## DATA TO PROCESS:
↓

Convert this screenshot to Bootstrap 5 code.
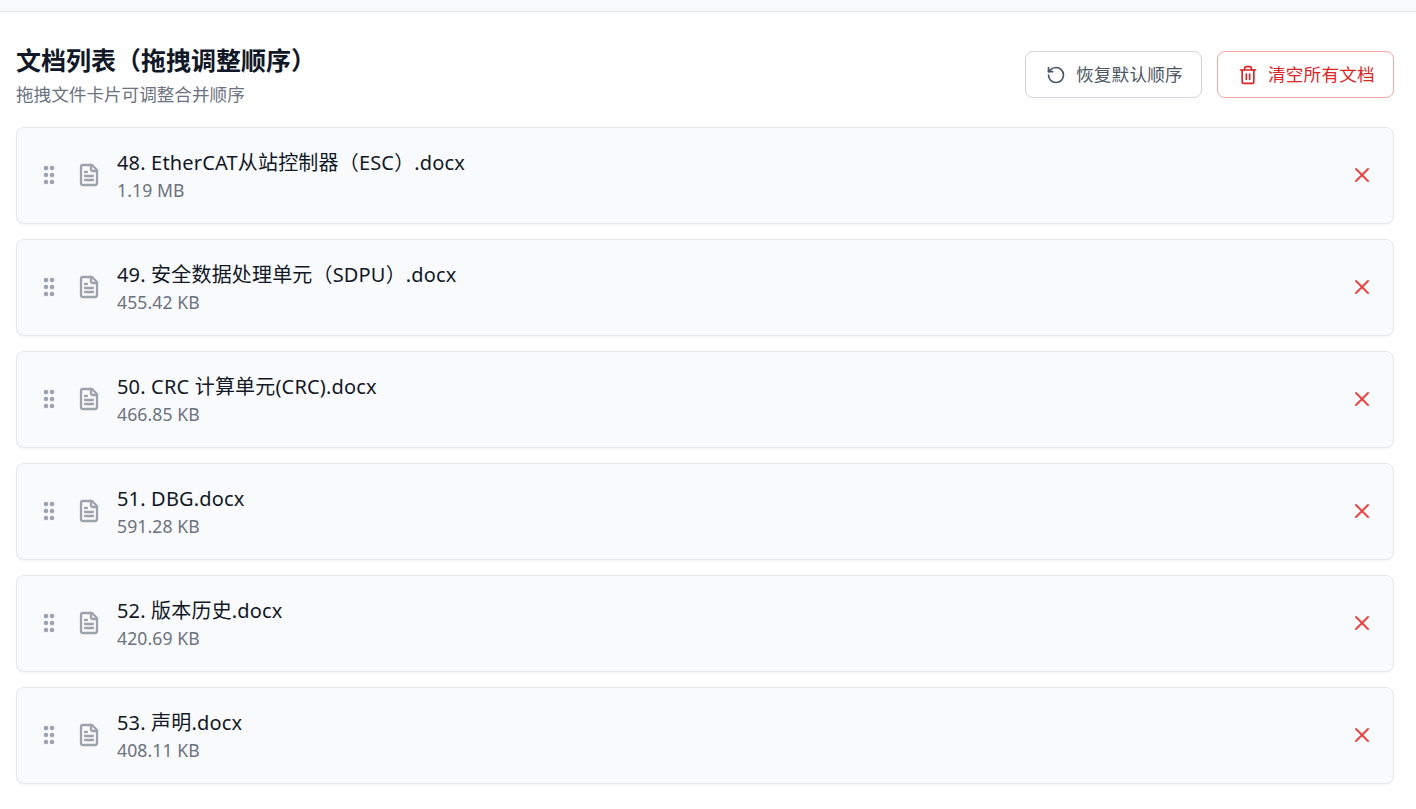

↑
↓

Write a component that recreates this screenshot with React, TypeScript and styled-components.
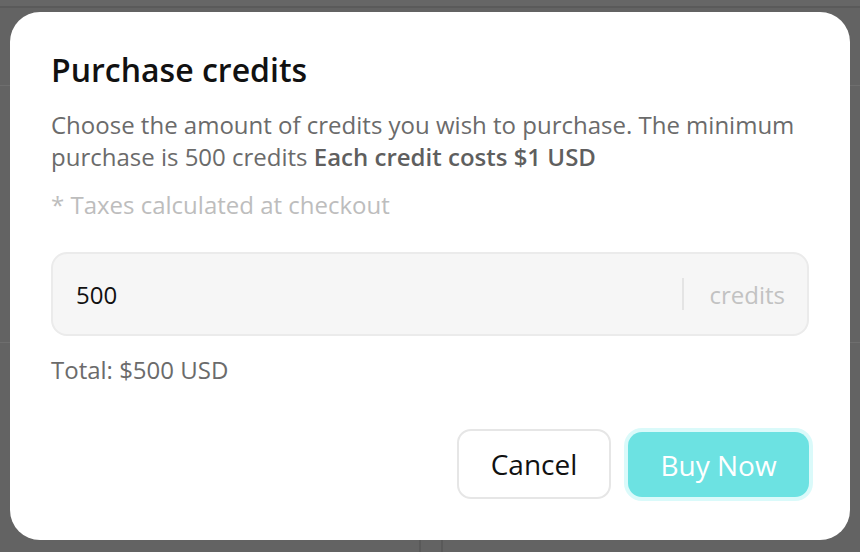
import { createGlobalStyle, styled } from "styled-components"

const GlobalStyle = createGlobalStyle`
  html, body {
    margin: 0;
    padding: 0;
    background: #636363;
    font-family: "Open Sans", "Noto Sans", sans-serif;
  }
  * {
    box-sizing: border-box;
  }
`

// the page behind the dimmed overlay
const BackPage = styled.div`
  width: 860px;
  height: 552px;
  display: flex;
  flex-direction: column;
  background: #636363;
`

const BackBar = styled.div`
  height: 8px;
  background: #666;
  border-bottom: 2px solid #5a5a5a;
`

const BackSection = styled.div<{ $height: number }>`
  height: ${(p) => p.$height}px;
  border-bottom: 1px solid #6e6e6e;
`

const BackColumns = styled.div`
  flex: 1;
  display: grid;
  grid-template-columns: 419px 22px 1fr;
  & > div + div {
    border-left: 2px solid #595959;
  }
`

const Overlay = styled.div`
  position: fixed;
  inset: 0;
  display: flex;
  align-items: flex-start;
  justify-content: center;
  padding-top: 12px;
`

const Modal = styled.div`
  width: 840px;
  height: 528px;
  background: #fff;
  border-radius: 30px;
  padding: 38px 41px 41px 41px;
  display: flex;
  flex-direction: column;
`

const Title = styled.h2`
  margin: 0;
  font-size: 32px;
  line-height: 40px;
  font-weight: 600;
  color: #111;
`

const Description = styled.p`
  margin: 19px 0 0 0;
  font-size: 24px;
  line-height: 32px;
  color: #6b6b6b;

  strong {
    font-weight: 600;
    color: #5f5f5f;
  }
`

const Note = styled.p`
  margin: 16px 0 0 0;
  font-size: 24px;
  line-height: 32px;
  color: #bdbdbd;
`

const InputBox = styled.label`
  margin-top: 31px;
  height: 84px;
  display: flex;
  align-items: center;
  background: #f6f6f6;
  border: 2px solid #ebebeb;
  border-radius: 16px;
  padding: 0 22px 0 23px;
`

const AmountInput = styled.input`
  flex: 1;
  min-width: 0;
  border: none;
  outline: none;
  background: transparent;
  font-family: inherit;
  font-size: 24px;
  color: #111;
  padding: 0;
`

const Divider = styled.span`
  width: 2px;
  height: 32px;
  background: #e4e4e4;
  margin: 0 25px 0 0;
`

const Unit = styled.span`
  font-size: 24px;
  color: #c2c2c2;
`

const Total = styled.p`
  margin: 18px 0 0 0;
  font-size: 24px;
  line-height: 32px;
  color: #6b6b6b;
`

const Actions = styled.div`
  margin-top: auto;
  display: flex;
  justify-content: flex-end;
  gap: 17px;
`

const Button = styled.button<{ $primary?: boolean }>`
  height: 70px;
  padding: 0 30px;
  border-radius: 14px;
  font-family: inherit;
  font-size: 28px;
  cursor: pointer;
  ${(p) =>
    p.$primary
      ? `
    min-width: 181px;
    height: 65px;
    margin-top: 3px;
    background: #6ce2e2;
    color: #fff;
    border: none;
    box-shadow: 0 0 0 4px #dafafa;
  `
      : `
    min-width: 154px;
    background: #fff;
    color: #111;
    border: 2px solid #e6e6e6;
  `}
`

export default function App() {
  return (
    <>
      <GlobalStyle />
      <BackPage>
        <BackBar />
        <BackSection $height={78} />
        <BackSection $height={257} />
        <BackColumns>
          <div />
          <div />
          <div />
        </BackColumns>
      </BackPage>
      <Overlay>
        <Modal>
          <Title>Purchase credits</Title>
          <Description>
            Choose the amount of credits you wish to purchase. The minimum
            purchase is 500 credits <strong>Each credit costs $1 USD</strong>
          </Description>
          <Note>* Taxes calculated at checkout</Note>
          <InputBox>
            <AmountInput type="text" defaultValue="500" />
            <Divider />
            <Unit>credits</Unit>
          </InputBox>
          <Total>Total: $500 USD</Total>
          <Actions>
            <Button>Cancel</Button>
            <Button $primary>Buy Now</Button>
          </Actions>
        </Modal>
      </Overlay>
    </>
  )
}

↑
↓

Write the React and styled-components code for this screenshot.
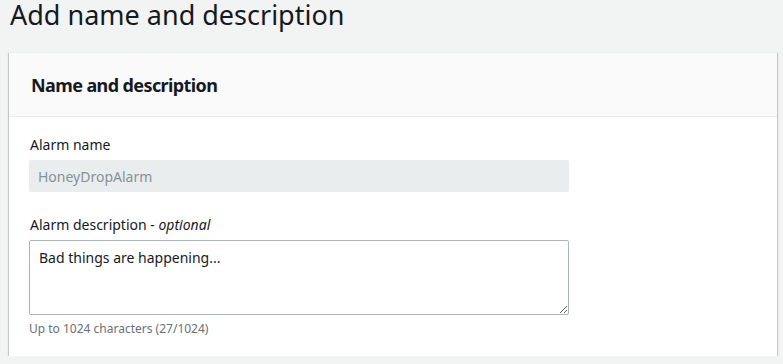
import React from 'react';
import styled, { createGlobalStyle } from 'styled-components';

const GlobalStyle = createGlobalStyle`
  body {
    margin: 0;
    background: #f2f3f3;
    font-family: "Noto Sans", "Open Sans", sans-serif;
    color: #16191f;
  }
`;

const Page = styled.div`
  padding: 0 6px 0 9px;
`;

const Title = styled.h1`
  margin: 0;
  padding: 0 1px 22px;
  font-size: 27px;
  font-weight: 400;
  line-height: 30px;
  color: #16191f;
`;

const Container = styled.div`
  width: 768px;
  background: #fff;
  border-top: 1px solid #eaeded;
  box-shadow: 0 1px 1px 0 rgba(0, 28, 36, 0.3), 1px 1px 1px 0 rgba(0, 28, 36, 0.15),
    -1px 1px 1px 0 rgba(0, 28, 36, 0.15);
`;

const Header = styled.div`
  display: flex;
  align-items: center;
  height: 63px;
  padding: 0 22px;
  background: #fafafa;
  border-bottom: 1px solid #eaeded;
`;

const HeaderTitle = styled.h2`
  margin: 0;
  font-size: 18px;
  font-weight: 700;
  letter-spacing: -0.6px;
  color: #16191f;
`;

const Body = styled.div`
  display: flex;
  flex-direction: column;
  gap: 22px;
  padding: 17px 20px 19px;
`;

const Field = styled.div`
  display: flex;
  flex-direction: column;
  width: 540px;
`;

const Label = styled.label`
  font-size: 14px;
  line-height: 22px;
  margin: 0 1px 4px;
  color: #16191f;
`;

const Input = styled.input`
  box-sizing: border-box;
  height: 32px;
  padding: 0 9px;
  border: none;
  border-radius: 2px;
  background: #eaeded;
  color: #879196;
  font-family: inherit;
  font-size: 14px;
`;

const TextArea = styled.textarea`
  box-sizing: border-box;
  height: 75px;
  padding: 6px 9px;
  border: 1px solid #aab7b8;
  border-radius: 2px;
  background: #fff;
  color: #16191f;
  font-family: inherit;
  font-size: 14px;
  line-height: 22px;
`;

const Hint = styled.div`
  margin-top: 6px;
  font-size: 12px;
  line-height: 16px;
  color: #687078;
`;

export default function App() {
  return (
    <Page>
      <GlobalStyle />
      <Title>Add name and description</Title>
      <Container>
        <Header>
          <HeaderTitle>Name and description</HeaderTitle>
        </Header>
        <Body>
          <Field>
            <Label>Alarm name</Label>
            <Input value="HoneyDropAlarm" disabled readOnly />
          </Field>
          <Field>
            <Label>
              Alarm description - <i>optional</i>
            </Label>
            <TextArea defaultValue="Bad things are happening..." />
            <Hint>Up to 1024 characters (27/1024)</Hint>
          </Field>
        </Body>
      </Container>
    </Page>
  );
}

↑

## YOUR OBJECTIVE:
Copy every line from the records above that contains the word "React".

## ANSWER IN FULL:
Write a component that recreates this screenshot with React, TypeScript and styled-components.
Write the React and styled-components code for this screenshot.
import React from 'react';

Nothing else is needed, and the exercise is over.